In un vasto spazio sotterraneo -2000 i metri quadri- quasi atavicamente s’incontrano, nel segno dell’arte, mondo latino e mondo germanico. Nel vasto grembo della fortezza di Magonza, città indissolubilmente legata alla cultura per aver dato i natali a Johannes Gutenberg, in occasione della Kultursommer della Renania-Palatinato e in collaborazione con le Università di Magonza e di Bologna, è stata allestita una mostra che presenta vis-à-vis sette artisti tedeschi e sette artisti italiani. Se gli artisti tedeschi (locali, specifichiamo in una valenza esclusivamente geografica) hanno in comune la provenienza dall’Accademia di Magonza, quelli italiani sono stati scelti e per la loro giovane età –tutti sotto i quaranta- e per il loro brillante curriculum espositivo. Un incontro tra due paesi all’insegna dello sconfinamento, del dialogo oltre ogni frontiera, non auspicando ma praticando un’Europa fatta non solo di merci ma anche di idee, cultura, comunicazione.

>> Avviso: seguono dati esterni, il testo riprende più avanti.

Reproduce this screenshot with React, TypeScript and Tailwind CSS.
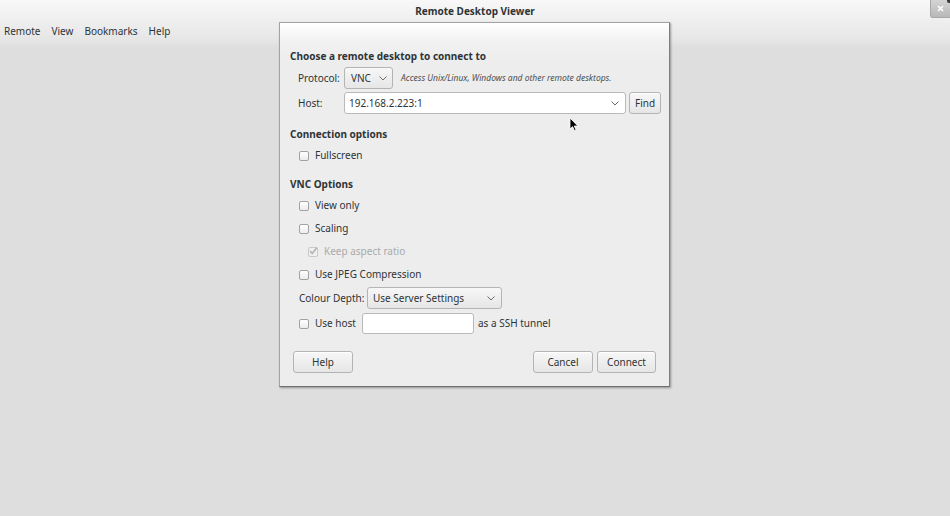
import React from "react";

const font = { fontFamily: '"Noto Sans", "DejaVu Sans", sans-serif' };

function Chevron() {
  return (
    <svg width="8" height="5" viewBox="0 0 8 5" className="shrink-0">
      <path d="M0.5 0.5 L4 4 L7.5 0.5" fill="none" stroke="#6b6b6b" strokeWidth="1" />
    </svg>
  );
}

function Check({ disabled, checked }: { disabled?: boolean; checked?: boolean }) {
  return (
    <div
      className={
        "w-[10px] h-[10px] rounded-[2px] border shrink-0 relative " +
        (disabled ? "border-[#c9c9c9] bg-[#f0f0f0]" : "border-[#a3a3a3] bg-[linear-gradient(#ffffff,#ececec)]")
      }
    >
      {checked && (
        <svg width="10" height="10" viewBox="0 0 10 10" className="absolute left-[-1px] top-[-2px]">
          <path d="M2 5 L4.2 7.5 L9 1.5" fill="none" stroke="#b3b3b3" strokeWidth="1.6" />
        </svg>
      )}
    </div>
  );
}

function CheckRow({ label, disabled, checked, indent }: { label: string; disabled?: boolean; checked?: boolean; indent?: boolean }) {
  return (
    <div className={"h-[23px] flex items-center gap-[6px] whitespace-nowrap " + (indent ? "pl-[18px]" : "pl-[9px]")}>
      <Check disabled={disabled} checked={checked} />
      <span className={disabled ? "text-[#a9abab]" : ""}>{label}</span>
    </div>
  );
}

function Btn({ children, w }: { children: React.ReactNode; w: string }) {
  return (
    <div
      className={
        "h-[22px] shrink-0 flex items-center justify-center rounded-[3px] border border-[#b4b4b4] bg-[linear-gradient(#f7f7f7,#e6e6e6)] shadow-[inset_0_1px_0_#ffffff] " +
        w
      }
    >
      {children}
    </div>
  );
}

export default function App() {
  return (
    <div
      className="relative w-[950px] h-[516px] overflow-hidden text-[10px] text-[#2e3436] whitespace-nowrap bg-[linear-gradient(#f8f8f8_0px,#e6e6e6_40px,#dedede_48px,#dedede_100%)]"
      style={font}
    >
      {/* title */}
      <div className="h-[23px] flex items-center justify-center font-bold text-[#2e3436]">
        Remote Desktop Viewer
      </div>
      {/* menu */}
      <div className="h-[17px] flex items-center pl-[4px] gap-[11px]">
        <span>Remote</span>
        <span>View</span>
        <span>Bookmarks</span>
        <span>Help</span>
      </div>

      {/* close button */}
      <div className="absolute right-0 top-0 w-[20px] h-[18px] rounded-bl-[3px] border-l border-b border-[#a8a8a8] bg-[linear-gradient(#d4d4d4,#b8b8b8)] flex items-center justify-center">
        <svg width="7" height="7" viewBox="0 0 7 7">
          <path d="M1 1 L6 6 M6 1 L1 6" stroke="#ffffff" strokeWidth="1.6" />
        </svg>
      </div>
      <div className="absolute right-0 top-0 w-[3px] h-[3px] bg-[#3a3a3a] rounded-bl-[2px]" />

      {/* dialog */}
      <div className="absolute left-[279px] top-[22px] w-[391px] h-[365px] border border-[#a3a3a3] border-r-[#7d7d7d] border-b-[#6f6f6f] shadow-[1px_1px_2px_rgba(0,0,0,0.35)] bg-[linear-gradient(#ffffff_0px,#f1f1f1_18px,#ededed_40px,#ededed_100%)] flex flex-col pl-[10px] pr-[8px] pt-[26px]">
        <div className="h-[14px] leading-[14px] font-bold">Choose a remote desktop to connect to</div>

        <div className="mt-[4px] h-[22px] flex items-center pl-[8px]">
          <span className="w-[46px] shrink-0">Protocol:</span>
          <div className="w-[49px] shrink-0 h-[22px] rounded-[3px] border border-[#b4b4b4] bg-[linear-gradient(#f7f7f7,#e6e6e6)] flex items-center justify-between pl-[6px] pr-[5px]">
            <span>VNC</span>
            <Chevron />
          </div>
          <span className="ml-[8px] italic text-[8.5px] text-[#4a4f50]">
            Access Unix/Linux, Windows and other remote desktops.
          </span>
        </div>

        <div className="mt-[3px] h-[22px] flex items-center pl-[8px]">
          <span className="w-[46px] shrink-0">Host:</span>
          <div className="w-[282px] shrink-0 h-[22px] rounded-[3px] border border-[#b9b9b9] bg-white flex items-center justify-between pl-[4px] pr-[6px]">
            <span>192.168.2.223:1</span>
            <Chevron />
          </div>
          <div className="ml-[3px]">
            <Btn w="w-[32px]">Find</Btn>
          </div>
        </div>

        <div className="mt-[13px] h-[14px] leading-[14px] font-bold">Connection options</div>
        <div className="mt-[3px]">
          <CheckRow label="Fullscreen" />
        </div>

        <div className="mt-[10px] h-[14px] leading-[14px] font-bold">VNC Options</div>
        <div className="mt-[3px] flex flex-col">
          <CheckRow label="View only" />
          <CheckRow label="Scaling" />
          <CheckRow label="Keep aspect ratio" disabled checked indent />
          <CheckRow label="Use JPEG Compression" />
        </div>

        <div className="mt-[1px] h-[22px] flex items-center pl-[9px]">
          <span className="w-[68px] shrink-0">Colour Depth:</span>
          <div className="w-[135px] shrink-0 h-[22px] rounded-[3px] border border-[#b4b4b4] bg-[linear-gradient(#f7f7f7,#e6e6e6)] flex items-center justify-between pl-[5px] pr-[6px]">
            <span>Use Server Settings</span>
            <Chevron />
          </div>
        </div>

        <div className="mt-[4px] h-[21px] flex items-center pl-[9px]">
          <Check />
          <span className="ml-[6px] w-[47px] shrink-0">Use host</span>
          <div className="w-[112px] shrink-0 h-[21px] rounded-[3px] border border-[#b9b9b9] bg-white" />
          <span className="ml-[4px]">as a SSH tunnel</span>
        </div>

        <div className="mt-[17px] flex items-center pl-[3px] pr-[5px]">
          <Btn w="w-[60px]">Help</Btn>
          <div className="flex-1" />
          <Btn w="w-[60px]">Cancel</Btn>
          <div className="w-[4px] shrink-0" />
          <Btn w="w-[59px]">Connect</Btn>
        </div>
      </div>

      {/* mouse cursor */}
      <svg className="absolute left-[569px] top-[117px]" width="10" height="15" viewBox="0 0 10 15">
        <path d="M1 1 L1 12 L3.6 9.6 L5.4 13.6 L7 12.9 L5.3 9 L8.8 9 Z" fill="#000000" stroke="#ffffff" strokeWidth="0.8" />
      </svg>
    </div>
  );
}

Età, notorietà, fattori geografici. Al di là di questi sottili e volubili link, gli artisti in mostra rispecchiano nelle loro opere le loro eterogenee poetiche e scelte tecnico-formali: da Valerio Berruti, che con l’antica tecnica dell’affresco propone evanescenze della memoria a Christina Beldeanu, fantasiosa nel cogliere -come una novella Gnoli– macroscopie di un mondo bipolare segnato dai colori più opposti -il bianco e il nero- e legato-attraversato da sottili cavi. Da Francesco Bocchini, creatore di ironici mondi-meccanismo azionati a manovella a Katharina Fischborn in mostra con un’installazione che è un di disegno tridimensionale intricato come una ragnatela a Marco di Giovanni, sorta di Mario Bros dell’arte, creatore di interessanti installazioni con tubature arrugginite dal tempo.
E ancora: Bine H., le cui opere sono caratterizzate da un forte senso di straniamento; Alessandro Lupi, le cui spettacolari sculture fluorescenti sembrano un proseguo digitale della macchina smaterializzatrice dell’Enterprise di Star Trek; Verena Jacobs, creatrice di aniconici quanto oscuri paesaggi interiori; Ada Mascolo, con i suoi diafani acquarelli; Nikola Jaensch, i cui sottili ed eleganti collage tra diario e disegno parlano di mondi onirici quanto possibili. Fino a Paolo Picozza e i suoi vasti paesaggi bitumati; a Jörg Oetken -sorta di autostoppista nella storia dell’arte, in mostra con un fregio composto da circa 300 piastrelle che lo ritraggono nei panni del Dürer del celebre autoritratto- o a Antonello Viola, intriso di colore perfino nel nome, in mostra con un bel trittico che medita sulla presenza-assenza del pigmento. Infine Bettina van Haaren, i cui autoritratti sembrano segnati dall’incombenza di un inconscio che detta, associa e dissocia frammenti di corpo e di contesto.